Comment ça, « on avait dit un » ?
– Un livre qui a influencé votre propre écriture
« Influencé », je pense que c’était trop tard pour ça et que Greg et Achille Talon avaient déjà apposé leur empreinte fatale. Mais j’ai adoré les traductions faites par Marc Logé sur les contes de Lafcadio Hearn. Traduisant ces contes d’un Anglais exilé au Japon, Logé a employé une langue très élégante, dont il m’a toujours semblé que sa sobriété conservait un peu de la courbure des ivoires précieux.
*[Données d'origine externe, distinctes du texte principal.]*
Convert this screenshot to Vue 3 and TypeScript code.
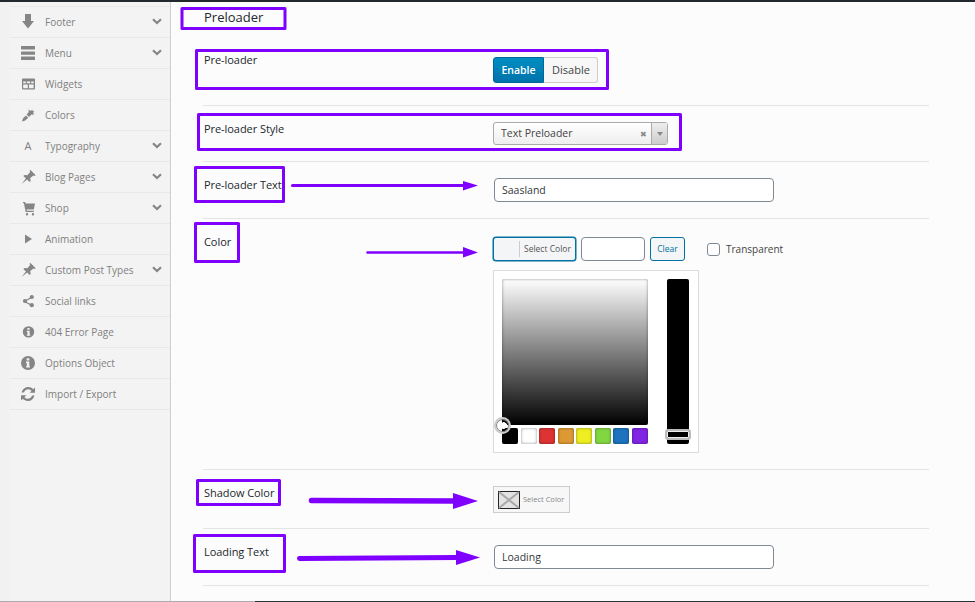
<script setup lang="ts">
interface NavItem {
  label: string
  icon: string
  more: boolean
}

const nav: NavItem[] = [
  { label: 'Footer', icon: 'down', more: true },
  { label: 'Menu', icon: 'menu', more: true },
  { label: 'Widgets', icon: 'table', more: false },
  { label: 'Colors', icon: 'brush', more: false },
  { label: 'Typography', icon: 'font', more: true },
  { label: 'Blog Pages', icon: 'pin', more: true },
  { label: 'Shop', icon: 'cart', more: true },
  { label: 'Animation', icon: 'play', more: false },
  { label: 'Custom Post Types', icon: 'pin', more: true },
  { label: 'Social links', icon: 'share', more: false },
  { label: '404 Error Page', icon: 'info-s', more: false },
  { label: 'Options Object', icon: 'info', more: false },
  { label: 'Import / Export', icon: 'refresh', more: false },
]

const swatches: string[] = ['#000000', '#ffffff', '#dd3333', '#dd9933', '#eeee22', '#81d742', '#1e73be', '#8224e3']
</script>

<template>
  <div class="page">
    <div class="topbar"></div>
    <div class="body">
      <div class="gutter"></div>
      <nav class="sidebar">
        <div v-for="item in nav" :key="item.label" class="nav-row">
          <span class="nav-icon">
            <span v-if="item.icon === 'font'" class="font-a">A</span>
            <svg v-else width="16" height="16" viewBox="0 0 16 16" fill="#858585">
              <polygon v-if="item.icon === 'down'" points="5,0 11,0 11,7 14,7 8,14.500 2,7 5,7" />
              <g v-else-if="item.icon === 'menu'">
                <rect x="1" y="1" width="14" height="3.400" rx=".5" />
                <rect x="1" y="6.400" width="14" height="3.400" rx=".5" />
                <rect x="1" y="11.600" width="14" height="3.400" rx=".5" />
              </g>
              <path
                v-else-if="item.icon === 'table'"
                fill-rule="evenodd"
                d="M3 2.500h11a1 1 0 0 1 1 1v9a1 1 0 0 1-1 1H3a1 1 0 0 1-1-1v-9a1 1 0 0 1 1-1zM3.200 5.600v1.600h2.600V5.600zm3.600 0v1.600h3.400V5.600zm4.400 0v1.600h2.600V5.600zM3.200 8.400v3.800h4.600V8.400zm5.800 0v3.800h4.600V8.400z"
              />
              <path
                v-else-if="item.icon === 'brush'"
                d="M2 14.500l1-3.200 3-2.800 2.200 2.200-3 2.800zM6.600 7.600l2.200-2.500L8.400 2.600l2.400 1.300 1.600-1.300.2 1.500 1.900.3-1.400 1.300.9 2-2.500-.3-2.500 2.600z"
              />
              <path
                v-else-if="item.icon === 'pin'"
                d="M1.500 15l4.400-5.600-2.500-2.500 1-1 3 .4 2.700-3.300-.5-1.500.9-.5 5 5-.5.9-1.500-.5-3.300 2.700.4 3-1 1-2.500-2.500z"
              />
              <path
                v-else-if="item.icon === 'cart'"
                d="M3 2h2.200l.3 1.600H15l-1.200 6H6.600l.2 1.200h7v1.300H5.700L3.900 3.300H3zM7 13a1.200 1.200 0 1 1 0 2.400A1.200 1.200 0 0 1 7 13zm6 0a1.200 1.200 0 1 1 0 2.400 1.200 1.200 0 0 1 0-2.400z"
              />
              <polygon v-else-if="item.icon === 'play'" points="5,3.500 12,8 5,12.500" />
              <g v-else-if="item.icon === 'share'">
                <path d="M5 7.400L11 4l.6 1-6 3.400 6 3.100-.6 1.100-6-3.200z" />
                <circle cx="5" cy="8" r="2.100" />
                <circle cx="11.800" cy="4" r="2.100" />
                <circle cx="11.800" cy="12.200" r="2.100" />
              </g>
              <path
                v-else-if="item.icon === 'info-s'"
                fill-rule="evenodd"
                d="M8.500 2.200a5.700 5.700 0 1 1 0 11.400 5.700 5.700 0 0 1 0-11.400zM7.400 3.900v1.900h2.200V3.900zM6.800 6.800v1.100h.7v2.700h-.7v1.200h3.400v-1.200h-.6V6.800z"
              />
              <path
                v-else-if="item.icon === 'info'"
                fill-rule="evenodd"
                d="M8 1a7 7 0 1 1 0 14A7 7 0 0 1 8 1zM6.700 3.200v2.200h2.600V3.200zM6 6.600V8h.8v3.200H6v1.400h4v-1.400h-.7V6.600z"
              />
              <g v-else-if="item.icon === 'refresh'">
                <path d="M1.600 6.600C2.300 3.400 5 1 8.200 1c2 0 3.700.9 4.900 2.200L15 1.400v5.300H9.700l1.900-1.900A4.600 4.600 0 0 0 8.200 3.300c-2 0-3.700 1.400-4.300 3.300z" />
                <path d="M14.400 9.400C13.700 12.600 11 15 7.800 15c-2 0-3.700-.9-4.900-2.200L1 14.600V9.300h5.300l-1.900 1.900a4.600 4.600 0 0 0 3.400 1.500c2 0 3.700-1.400 4.300-3.300z" />
              </g>
            </svg>
          </span>
          <span class="nav-label">{{ item.label }}</span>
          <svg v-if="item.more" class="chevron" width="10" height="7" viewBox="0 0 10 7">
            <path d="M1 1.200l4 3.800 4-3.800" fill="none" stroke="#858585" stroke-width="2.200" />
          </svg>
        </div>
      </nav>

      <main class="main">
        <h2 class="title">Preloader</h2>
        <div class="rows">
          <section class="row row-first">
            <div class="label">Pre-loader</div>
            <div class="btn-set">
              <button class="seg seg-on">Enable</button>
              <button class="seg seg-off">Disable</button>
            </div>
          </section>

          <section class="row">
            <div class="label">Pre-loader Style</div>
            <div class="select">
              <span class="select-value">Text Preloader</span>
              <span class="select-clear">✖</span>
              <span class="select-arrow"><i class="caret"></i></span>
            </div>
          </section>

          <section class="row">
            <div class="label">Pre-loader Text</div>
            <div class="input input-long">Saasland</div>
          </section>

          <section class="row">
            <div class="label">Color</div>
            <div class="color-field">
              <div class="color-top">
                <div class="color-btn">
                  <span class="color-well"></span>
                  <span class="color-btn-text">Select Color</span>
                </div>
                <div class="input input-hex"></div>
                <div class="clear-btn">Clear</div>
                <label class="transparent"><i class="check"></i>Transparent</label>
              </div>
              <div class="picker">
                <div class="picker-main">
                  <div class="gradient"></div>
                  <div class="palette">
                    <span
                      v-for="c in swatches"
                      :key="c"
                      class="swatch"
                      :style="{ backgroundColor: c }"
                    ></span>
                  </div>
                  <span class="picker-dot"></span>
                </div>
                <div class="strip"><span class="strip-handle"></span></div>
              </div>
            </div>
          </section>

          <section class="row row-shadow">
            <div class="label">Shadow Color</div>
            <div class="shadow-btn">
              <svg class="shadow-well" width="22" height="18" viewBox="0 0 22 18">
                <rect x=".5" y=".5" width="21" height="17" fill="#e2e2e2" stroke="#222" />
                <path d="M1 1l20 16M21 1L1 17" stroke="#a8a8a8" stroke-width="2" />
              </svg>
              <span class="shadow-text">Select Color</span>
            </div>
          </section>

          <section class="row">
            <div class="label">Loading Text</div>
            <div class="input input-long">Loading</div>
          </section>
        </div>
      </main>
    </div>
    <div class="bottom">
      <span class="bottom-a"></span>
      <span class="bottom-b"></span>
    </div>

    <svg class="notes" width="975" height="602" viewBox="0 0 975 602">
      <g fill="none" stroke="#7f00ff" stroke-width="3" stroke-linejoin="round">
        <rect x="182" y="8.500" width="103" height="20" />
        <rect x="196.500" y="50.500" width="411" height="38" />
        <rect x="198.500" y="114.500" width="482" height="35" />
        <rect x="195.500" y="167.500" width="88" height="34" />
        <rect x="195.500" y="223.500" width="43" height="38" />
        <rect x="197.500" y="480.500" width="82" height="24" />
        <rect x="194.500" y="535.500" width="90" height="36" />
      </g>
      <g stroke="#7f00ff" stroke-linecap="round" fill="none">
        <path d="M292.500 185.500H465" stroke-width="3" />
        <path d="M367.500 252.500H465" stroke-width="2.500" />
        <path d="M311.500 500.500L455 501" stroke-width="5.500" />
        <path d="M299.500 558.500L458 557.500" stroke-width="5" />
      </g>
      <g fill="#7f00ff">
        <polygon points="463,181 478,185.500 463,190.500" />
        <polygon points="463,247 478,252.500 463,257.500" />
        <polygon points="453,493 478,501 453,509" />
        <polygon points="456,550 480,557.500 456,565" />
      </g>
    </svg>
  </div>
</template>

<style scoped>
.page {
  position: relative;
  width: 975px;
  height: 602px;
  overflow: hidden;
  display: flex;
  flex-direction: column;
  background: #fcfcfc;
  font-family: "Open Sans", "Noto Sans", sans-serif;
}
.topbar {
  height: 2px;
  flex: none;
  background: #23282d;
}
.body {
  flex: 1;
  min-height: 0;
  display: flex;
}
.gutter {
  width: 10px;
  flex: none;
  background: #f1f1f1;
}
.sidebar {
  width: 160px;
  flex: none;
  padding-top: 4px;
  background: #f3f3f3;
  border-right: 1px solid #cfcfcf;
}
.nav-row {
  height: 31px;
  box-sizing: border-box;
  display: flex;
  align-items: center;
  padding: 0 8px 0 10px;
  border-top: 1px solid #e8e8e8;
  color: #7f7f7f;
  font-size: 10px;
  font-weight: 400;
}
.nav-row:last-child {
  height: 32px;
  border-bottom: 1px solid #e8e8e8;
}
.nav-icon {
  width: 16px;
  height: 16px;
  flex: none;
  margin-right: 9px;
  display: flex;
  align-items: center;
  justify-content: center;
}
.font-a {
  font-size: 11px;
  font-weight: 400;
  line-height: 16px;
}
.nav-label {
  flex: 1;
  white-space: nowrap;
}
.chevron {
  flex: none;
  margin-bottom: 2px;
}
.main {
  flex: 1;
  min-width: 0;
  padding-left: 32px;
}
.title {
  margin: 0;
  height: 39px;
  box-sizing: border-box;
  padding: 6px 0 0 1px;
  font-size: 13px;
  line-height: 18px;
  font-weight: 500;
  color: #23282d;
}
.rows {
  width: 726px;
}
.row {
  display: grid;
  grid-template-columns: 290px 1fr;
  align-items: start;
  padding: 16px 0;
  border-bottom: 1px solid #e4e4e4;
}
.row-first {
  padding-bottom: 22px;
}
.row-first .label {
  margin-top: -5px;
}
.row-shadow {
  padding-bottom: 15px;
}
.label {
  margin-top: -1px;
  padding-left: 1px;
  font-size: 11px;
  line-height: 15px;
  letter-spacing: -.06px;
  color: #23282d;
}
.btn-set {
  display: flex;
  width: 105px;
  height: 26px;
}
.seg {
  margin: 0;
  padding: 0;
  font-family: inherit;
  font-size: 11px;
  line-height: 24px;
  box-sizing: border-box;
  cursor: pointer;
}
.seg-on {
  width: 51px;
  color: #fff;
  font-size: 10.500px;
  font-weight: 600;
  background: linear-gradient(#008ec2, #0073aa);
  border: 1px solid #006799;
  border-radius: 3px 0 0 3px;
}
.seg-off {
  width: 54px;
  padding-left: 1px;
  color: #444;
  background: #f7f7f7;
  border: 1px solid #ccc;
  border-left: 0;
  border-radius: 0 3px 3px 0;
}
.select {
  width: 175px;
  height: 23px;
  box-sizing: border-box;
  display: flex;
  align-items: center;
  border: 1px solid #aaa;
  border-radius: 3px;
  background: linear-gradient(#ffffff, #eeeeee);
  font-size: 10.500px;
  color: #444;
}
.select-value {
  flex: 1;
  padding: 0 0 2px 7px;
}
.select-clear {
  font-size: 8px;
  color: #888;
  margin-right: 4px;
}
.select-arrow {
  width: 16px;
  height: 100%;
  box-sizing: border-box;
  border-left: 1px solid #aaa;
  background: linear-gradient(#eeeeee, #cccccc);
  display: flex;
  align-items: center;
  justify-content: center;
}
.caret {
  width: 0;
  height: 0;
  border-left: 3px solid transparent;
  border-right: 3px solid transparent;
  border-top: 4px solid #888;
}
.input {
  box-sizing: border-box;
  height: 24px;
  border: 1px solid #7e8993;
  border-radius: 4px;
  background: #fff;
  font-size: 10.500px;
  line-height: 22px;
  color: #32373c;
  padding-left: 7px;
}
.input-long {
  width: 280px;
  margin-left: 1px;
}
.input-hex {
  width: 64px;
  margin-left: 5px;
}
.color-field {
  padding-top: 2px;
}
.color-top {
  display: flex;
  align-items: center;
  height: 24px;
}
.color-btn {
  width: 83px;
  height: 24px;
  box-sizing: border-box;
  border: 1px solid #0071a1;
  border-radius: 3px;
  box-shadow: 0 0 0 .5px #0071a1;
  background: #f3f5f6;
  display: flex;
  align-items: center;
  font-size: 8.500px;
  color: #555;
}
.color-well {
  width: 25px;
  height: 16px;
  flex: none;
  border-right: 1px solid #ccc;
  margin-right: 4px;
}
.color-btn-text {
  margin-bottom: 1px;
}
.clear-btn {
  width: 35px;
  height: 24px;
  margin-left: 5px;
  box-sizing: border-box;
  border: 1px solid #0071a1;
  border-radius: 3px;
  background: #f3f5f6;
  color: #0071a1;
  font-size: 8.500px;
  line-height: 22px;
  text-align: center;
}
.transparent {
  display: flex;
  align-items: center;
  margin-left: 22px;
  font-size: 10px;
  color: #444;
}
.check {
  width: 13px;
  height: 13px;
  box-sizing: border-box;
  margin-right: 6px;
  border: 1px solid #7e8993;
  border-radius: 3px;
  background: #fff;
}
.picker {
  width: 206px;
  height: 183px;
  box-sizing: border-box;
  margin-top: 9px;
  padding: 8px;
  border: 1px solid #dcdcdc;
  background: #fff;
  display: flex;
  justify-content: space-between;
}
.picker-main {
  position: relative;
  width: 146px;
}
.gradient {
  height: 146px;
  border-radius: 2px;
  background: linear-gradient(#ffffff, #000000);
  box-shadow: inset 0 0 3px rgba(0, 0, 0, .45);
}
.palette {
  margin-top: 3px;
  display: flex;
  justify-content: space-between;
}
.swatch {
  width: 16px;
  height: 16px;
  border-radius: 2px;
  box-shadow: inset 0 0 3px rgba(0, 0, 0, .45);
}
.picker-dot {
  position: absolute;
  left: -8px;
  top: 138px;
  width: 17px;
  height: 17px;
  box-sizing: border-box;
  border-radius: 50%;
  border: 2px solid #ccc;
  box-shadow: inset 0 0 0 1px #777;
  background: radial-gradient(circle at 60% 50%, #fff 0 3px, transparent 3.500px);
}
.strip {
  position: relative;
  width: 22px;
  height: 165px;
  margin-right: 1px;
  border-radius: 2px;
  background: #000;
}
.strip-handle {
  position: absolute;
  left: -2px;
  top: 150px;
  width: 26px;
  height: 11px;
  box-sizing: border-box;
  border: 2px solid #bbb;
  border-radius: 3px;
  box-shadow: inset 0 0 0 1px #eee;
}
.shadow-btn {
  width: 77px;
  height: 27px;
  box-sizing: border-box;
  display: flex;
  align-items: center;
  padding-left: 4px;
  border: 1px solid #ccc;
  background: #f7f7f7;
}
.shadow-well {
  flex: none;
  margin-right: 3px;
}
.shadow-text {
  font-size: 7.500px;
  color: #888;
  white-space: nowrap;
  margin-bottom: 1px;
}
.bottom {
  position: absolute;
  left: 0;
  right: 0;
  bottom: 0;
  height: 1px;
  display: flex;
}
.bottom-a {
  width: 255px;
  background: #aaa;
}
.bottom-b {
  flex: 1;
  background: #2c3338;
}
.notes {
  position: absolute;
  left: 0;
  top: 0;
  pointer-events: none;
}
</style>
– Un livre qui a changé votre manière de penser
Peut-être À la recherche du temps perdu. On retrouve au fil de cette œuvre-fleuve tant d’éléments qu’on reconnaît et que l’analyse de Proust fait considérer d’un œil neuf, tant de choses qu’on pensait personnelles et qui apparaissent soudain des éléments communs de l’expérience humaine. Proust prend la réalité, l’examine, la sonde et imprime ses réflexions sur notre vision de la vie.
– Le dernier livre qui vous a fait pleurer
He de John Connelly – une biographie originale de Stan Laurel, contée à travers le flot des souvenirs de l’acteur dans sa villa californienne à la fin de sa vie. Émouvant, notamment par l’évocation du personnage d’Oliver Hardy. Mais je verse souvent aussi ma petite larme sur les livres que je traduis : à force d’aller et de venir dans le livre, on s’attache aux personnages et on a d’eux une sorte de vision d’ensemble qui rend fatidiques et plus émouvants les passages dramatiques.
– Le dernier livre qui vous a fait rire
Le dernier ? Hum, pas facile, je n’ai pas lu beaucoup de livres qui m’aient fait rire, ces derniers temps. Bien que certains aient pu me faire sourire çà et là. Dans le genre, bien que ce ne soit pas son but principal, je pense à The Anomaly de Michael Rutger (pseudonyme de Michael Marshall Smith) où le suspense et la tension généralement sont agrémentée d’une narration caustique qui fait merveille.
– Un livre que vous n’avez pas pu terminer
Drood de Dan Simmons. Le sujet m’intéressait beaucoup, mais j’ai dû m’enliser au bout du premier tiers, à attendre désespérément qu’on quitte l’avalanche de documentation biographique pour arriver à une ébauche d’intrigue consistante.
– Un livre que vous offrez souvent
Offrir, l’occasion se présente peu, mais conseiller, certainement : Neverwhere de Neil Gaiman, une séduisante fantasy urbaine qui joue de façon intrigante et moderne avec le Londres des fictions et des légendes.Et également Replay de Ken Grimwood, un roman de science-fiction que peuvent lire même les gens qui n’aiment pas le genre. Un homme pris dans une série de boucles temporelles qui lui font indéfiniment revivre sa vie. Fascinant, et sans doute l’origine d’Un jour sans fin et de tout un tas de versions dérivées un peu partout.
– Un livre que vous n’avez jamais lu
Ulysse de James Joyce. Ça m’intrigue, mais… Pas encore eu l’occasion d’y toucher. Un jour, peut-être.
– Votre tout premier souvenir de lecture
C’est loin, loin, loin. Si on ne compte pas les histoires de Donald dans Le journal de Mickey que je me faisais relire jusqu’à les savoir par cœur et à pouvoir les reprendre moi-même, sans doute était-ce un grand recueil de contes d’Andersen, illustré par Jean Léon Huens. La Petite marchande d’allumettes m’a effaré, quand je l’ai lu. C’était quoi, cette fin ? C’était… c’était… c’était affreux ! Qu’est-ce que j’étais censé en penser ? Petit traumatisme qui m’a fixé cette lecture en tête.